– What are you doing?
– I’m turning up the heat. To see if anything catches fire. It’s an old CID trick.
Detective Chief Inspector Jack Frost in the TV series “A Touch of Frost”
In the follow up post after my presentation at Let’s Test, I concluded that the next step in my work on black swan testing should be on operationalisation. This post introduces a a testing heuristic which I’ve successfully used myself. I call it “Turning up the Heat”
The basic idea is that odd things happen when a system is put under pressure, and that we can learn stuff about the system by doing so.

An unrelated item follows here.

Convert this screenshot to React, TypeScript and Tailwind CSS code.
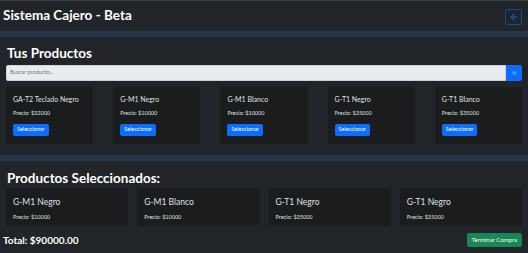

There are basically three ways to do it:
- Load testing, i.e. putting the system under exceptionally heavy load for a period
- Soak testing, i.e. loading the system lightly for a long time
- Destructive testing, e.g. crippling subsystems by disabling or forcing malfunctioning
They can of course be combined.
In the quote above, heat is a metaphor for the psychological pressure Jack Frost is subjecting suspected murderers to, and here ‘load’ is also a metaphor for any environment changes that can have an impact on the way the system works. It could be a high data load, e.g. 10 or 100 times the normal rate of requests to a service, but it could also be something quite different, e.g. a 10 degrees higher than normal temperature in the server room. The black swan domain is the systems domain, so any component in the complete system is a valid target for putting load on.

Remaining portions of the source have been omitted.